** BEGIN **

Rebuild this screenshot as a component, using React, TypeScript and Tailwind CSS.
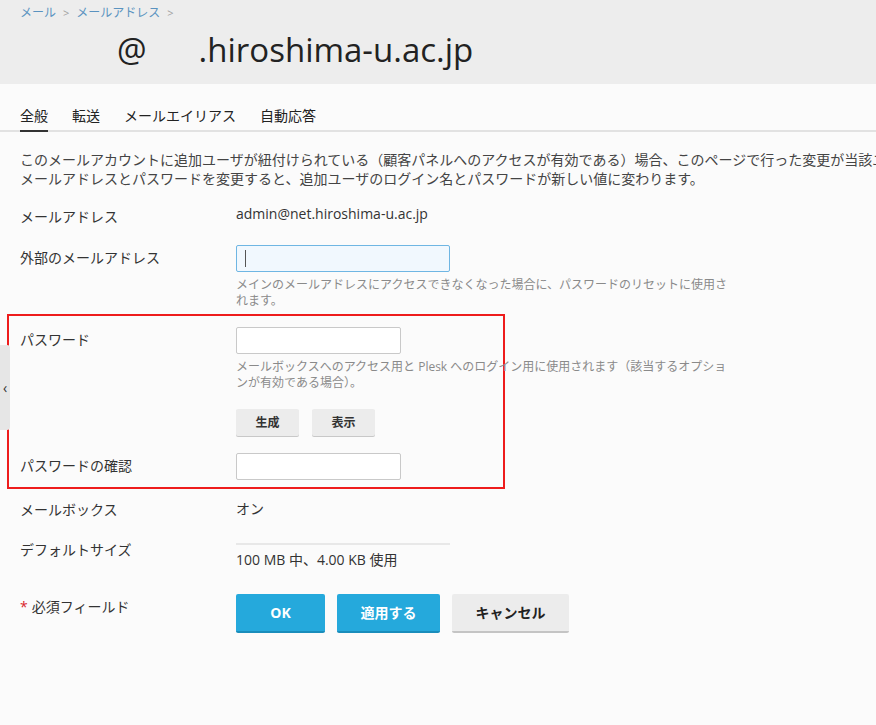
import React from "react";

const font = { fontFamily: '"Open Sans", "Noto Sans CJK JP", sans-serif' };

function Label({ children }: { children: React.ReactNode }) {
  return <div className="w-[216px] shrink-0 text-[14px] leading-[20px] text-[#333]">{children}</div>;
}

function GrayBtn({ children }: { children: React.ReactNode }) {
  return (
    <button className="w-[63px] h-[27px] bg-[#ececec] rounded-[2px] shadow-[0_1px_0_#c8c8c8] text-[12px] font-bold text-[#333] flex items-center justify-center">
      {children}
    </button>
  );
}

export default function App() {
  return (
    <div className="relative w-[876px] h-[725px] overflow-hidden bg-[#fbfbfb] text-[#333]" style={font}>
      {/* Header */}
      <div className="h-[84px] bg-[#ededed] px-[20px] pt-[4px]">
        <div className="flex items-center text-[12px] leading-[18px] text-[#5a93c0]">
          <span>メール</span>
          <span className="mx-[7px] text-[#a0a0a0] text-[11px]">&gt;</span>
          <span>メールアドレス</span>
          <span className="mx-[7px] text-[#a0a0a0] text-[11px]">&gt;</span>
        </div>
        <div className="mt-[8px] pl-[97px] flex text-[33px] leading-[40px] text-[#222]">
          <span>@</span>
          <span className="ml-[52px]">.hiroshima-u.ac.jp</span>
        </div>
      </div>

      {/* Tabs */}
      <div className="border-b-2 border-[#e2e2e2] flex gap-[24px] px-[20px] pt-[22px] text-[14px] leading-[20px] text-[#222]">
        <div className="pb-[4px] -mb-[2px] border-b-2 border-[#333]">全般</div>
        <div className="pb-[4px]">転送</div>
        <div className="pb-[4px]">メールエイリアス</div>
        <div className="pb-[4px]">自動応答</div>
      </div>

      {/* Description */}
      <div className="mt-[18px] px-[20px] text-[14px] leading-[19px] text-[#444] whitespace-nowrap">
        <div>このメールアカウントに追加ユーザが紐付けられている（顧客パネルへのアクセスが有効である）場合、このページで行った変更が当該ユーザにも適用されます。</div>
        <div>メールアドレスとパスワードを変更すると、追加ユーザのログイン名とパスワードが新しい値に変わります。</div>
      </div>

      {/* Mail address */}
      <div className="mt-[19px] px-[20px] flex">
        <Label>メールアドレス</Label>
        <div className="text-[14px] leading-[20px] -mt-[3px] text-[#333]">admin@net.hiroshima-u.ac.jp</div>
      </div>

      {/* External mail */}
      <div className="mt-[18px] px-[20px] flex items-start">
        <div className="pt-[3px]">
          <Label>外部のメールアドレス</Label>
        </div>
        <div>
          <div className="relative w-[214px] h-[27px]">
            <input className="w-full h-full border border-[#6fb6e3] rounded-[2px] bg-[#f1f8fe] outline-none px-[8px] text-[14px]" />
            <span className="absolute left-[9px] top-[5px] w-[1px] h-[17px] bg-[#555]" />
          </div>
          <div className="mt-[5px] text-[12px] leading-[16px] text-[#8a8a8a] whitespace-nowrap">
            メインのメールアドレスにアクセスできなくなった場合に、パスワードのリセットに使用さ
            <br />
            れます。
          </div>
        </div>
      </div>

      {/* Red annotated group */}
      <div className="mt-[5px] ml-[7px] w-[498px] border-2 border-[#ee1c1c] pl-[11px] pt-[11px] pb-[7px]">
        <div className="flex items-start">
          <div className="pt-[3px]">
            <Label>パスワード</Label>
          </div>
          <div>
            <input className="w-[165px] h-[27px] border border-[#c9c9c9] rounded-[2px] bg-white outline-none" />
            <div className="mt-[5px] text-[12px] leading-[16px] text-[#8a8a8a] whitespace-nowrap">
              メールボックスへのアクセス用と Plesk へのログイン用に使用されます（該当するオプショ
              <br />
              ンが有効である場合）。
            </div>
            <div className="mt-[18px] flex gap-[13px]">
              <GrayBtn>生成</GrayBtn>
              <GrayBtn>表示</GrayBtn>
            </div>
          </div>
        </div>
        <div className="mt-[17px] flex items-start">
          <div className="pt-[3px]">
            <Label>パスワードの確認</Label>
          </div>
          <input className="w-[165px] h-[27px] border border-[#c9c9c9] rounded-[2px] bg-white outline-none" />
        </div>
      </div>

      {/* Mailbox */}
      <div className="mt-[11px] px-[20px] flex">
        <Label>メールボックス</Label>
        <div className="text-[14px] leading-[20px] -mt-[1px] text-[#333]">オン</div>
      </div>

      {/* Default size */}
      <div className="mt-[20px] px-[20px] flex items-start">
        <Label>デフォルトサイズ</Label>
        <div className="pt-[3px]">
          <div className="w-[214px] h-[2px] bg-[#e8e8e8]" />
          <div className="mt-[5px] text-[14px] leading-[20px] text-[#333]">100 MB 中、4.00 KB 使用</div>
        </div>
      </div>

      {/* Actions */}
      <div className="mt-[24px] px-[20px] flex items-start">
        <div className="pt-[3px]">
          <Label>
            <span className="text-[#d9262b] mr-[4px]">*</span>必須フィールド
          </Label>
        </div>
        <div className="flex gap-[12px]">
          <button className="w-[89px] h-[39px] rounded-[2px] bg-[#25a9dc] border-b-2 border-[#1a8dbb] text-white text-[14px] font-bold">
            OK
          </button>
          <button className="w-[103px] h-[39px] rounded-[2px] bg-[#25a9dc] border-b-2 border-[#1a8dbb] text-white text-[14px] font-bold">
            適用する
          </button>
          <button className="w-[117px] h-[39px] rounded-[2px] bg-[#ececec] border-b-2 border-[#c4c4c4] text-[#222] text-[14px] font-bold">
            キャンセル
          </button>
        </div>
      </div>

      {/* Left collapse tab */}
      <div className="absolute left-0 top-[345px] w-[10px] h-[85px] bg-[#e6e6e6] rounded-r-[3px] flex items-center justify-center text-[14px] text-[#333]">
        ‹
      </div>
    </div>
  );
}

** END **

_What is expected_.
Show every line above in which the word "React" occurs.

_Written reply_.
Rebuild this screenshot as a component, using React, TypeScript and Tailwind CSS.
import React from "react";
function Label({ children }: { children: React.ReactNode }) {
function GrayBtn({ children }: { children: React.ReactNode }) {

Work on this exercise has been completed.